It’s the birthday of author and Christian thinker Marilynne Robinson (b. 1943), one of the U.S.’s great novelists and intellectuals, best known for two very different novels, Housekeeping (1980) and Gilead (2004), the latter of which won the Pulitzer Prize and the National Book Critics Circle Award.

Robinson (originally Summers) was born in Sandpoint, Idaho, on the day after Thanksgiving, and grew up an hour south in Coeur d’Alene. (Kind of a fancy name for a town in Idaho, but whatever.) Robinson’s father worked in the timber industry and her mother was at home; they were married for 54 years. Robinson was very close to her older brother, David Summers, who today is a scholar in Renaissance art, and they remain close. She had a habit when growing up of passing out periodically, just completely conking out, as when she came across her father while he was skinning a deer. (He never hunted again.)

Robinson studied American lit at Brown University (1966) and got her Ph.D. in English at the University of Washington (1977). Her first novel, Housekeeping, is about two sisters whose mother commits suicide; they are raised by various relatives of varying competency. The novel won the Hemingway Foundation/PEN Award for best first novel and was also nominated for a Pulitzer. For a time, Robinson focused on writing essays and nonfiction, and her book Mother Country: Britain, the Welfare State, and Nuclear Pollution (1988) was nominated for a National Book Award. (Spoiler alert: it’s eeeeeeeeever so slightly critical of Britain’s record of environmental pollution, which is even more impressive than I had realized.) From 1989 to 2016, Robinson taught at the Iowa Writers’ Workshop at the University of Iowa, Iowa City; she worshipped and even preached at the Congregational United Church of Christ there.

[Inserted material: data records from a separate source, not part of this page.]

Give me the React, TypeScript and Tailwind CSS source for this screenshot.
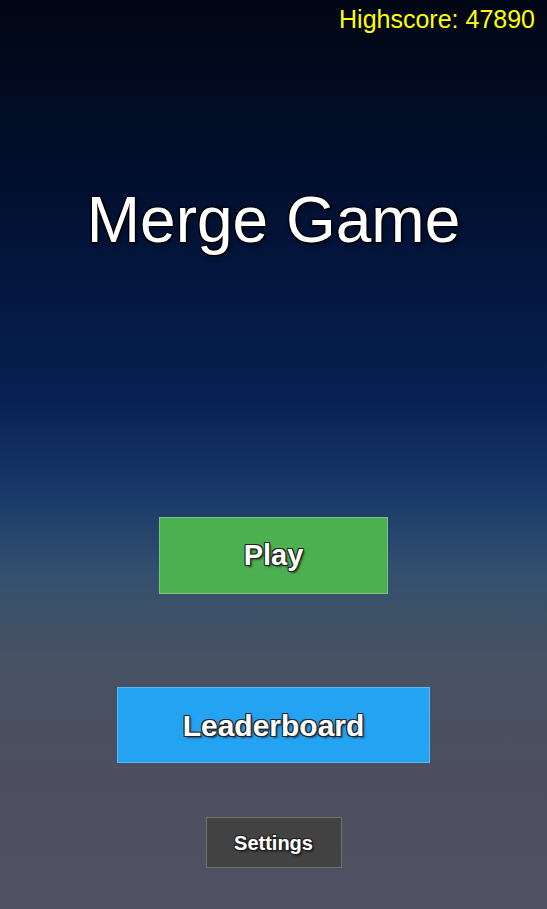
import React from "react";

export default function App() {
  const outline =
    "[text-shadow:-1px_-1px_0_#222,1px_-1px_0_#222,-1px_1px_0_#222,1px_1px_0_#222,2px_2px_2px_rgba(0,0,0,0.5)]";
  return (
    <div
      className="w-full h-[909px] flex flex-col items-center bg-[linear-gradient(to_bottom,#010614_0%,#021236_25%,#082153_44%,#1a3c6a_55%,#33506e_63%,#475263_72%,#4d4f5f_85%,#4f5061_100%)]"
      style={{ fontFamily: '"Liberation Sans", Arial, sans-serif' }}
    >
      <div className="w-full flex justify-end pr-3 pt-[7px]">
        <span className="text-[25px] leading-none text-[#ffff00]">Highscore: 47890</span>
      </div>
      <h1 className="mt-[156px] text-[64px] leading-none text-white font-normal [text-shadow:-1px_-1px_0_#000,1px_-1px_0_#000,-1px_1px_0_#000,1px_1px_0_#000,0_0_2px_#000,2px_2px_4px_rgba(0,0,0,0.5)]">
        Merge Game
      </h1>
      <button
        className={`mt-[265px] w-[229px] h-[77px] flex items-center justify-center bg-[#4caf50] border border-white/25 text-white font-bold text-[29px] ${outline}`}
      >
        Play
      </button>
      <button
        className={`mt-[93px] w-[313px] h-[76px] flex items-center justify-center bg-[#25a3f3] border border-white/25 text-white font-bold text-[30px] ${outline}`}
      >
        Leaderboard
      </button>
      <button
        className={`mt-[54px] w-[136px] h-[51px] flex items-center justify-center bg-[#424242] border border-white/25 text-white font-bold text-[20px] ${outline}`}
      >
        Settings
      </button>
    </div>
  );
}
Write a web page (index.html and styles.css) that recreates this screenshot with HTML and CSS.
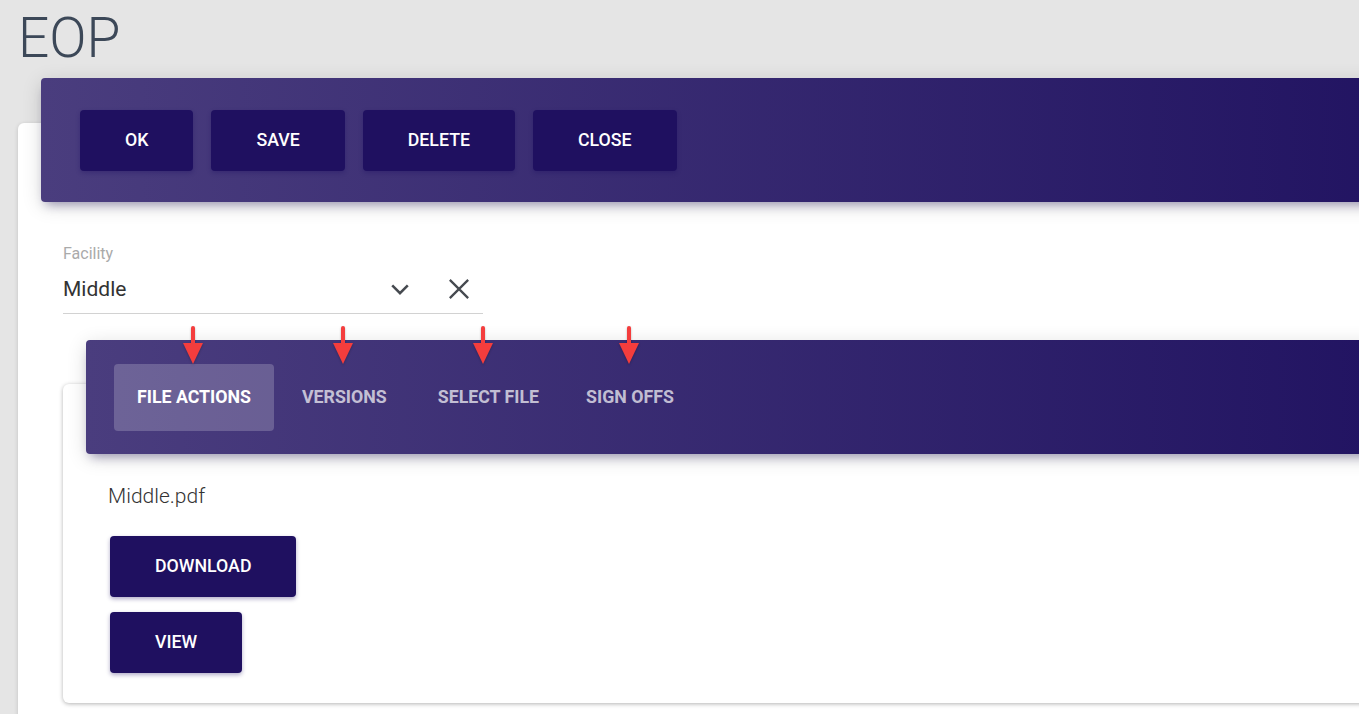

Gilead, Robinson’s second novel, marked her return to fiction; it’s an epistolary novel in which an aging minister writes about his family history to his young son. (NB: I’ve never met anyone who read this book who didn’t love it. When I tried to read it years ago, I had a young son myself for the first time and found it so poignant I had to put it aside. But I’m kind of a sap. Maybe it’s time to try again.) The characters in Gilead return in Home (2008, Orange Prize for Fiction) and Lila (2014, National Book Critics Circle Award). Robinson, a devout and thoughtful Christian, continues to write nonfiction, addressing everything from the debate between science and religion to ethical issues regarding how we should live to Protestant doctrine and history. In 2012, President Obama presented Robinson with the National Humanities Medal; Obama lists Gilead as among his favorite books. Robinson’s latest book of essays is What Are We Doing Here? (2018).

Robinson, who is divorced, is close to her two grown sons and is currently working on a new novel.

Good luck scraping two brain cells together on this fourth day after Thanksgiving, and stay scrupulously honest to the data.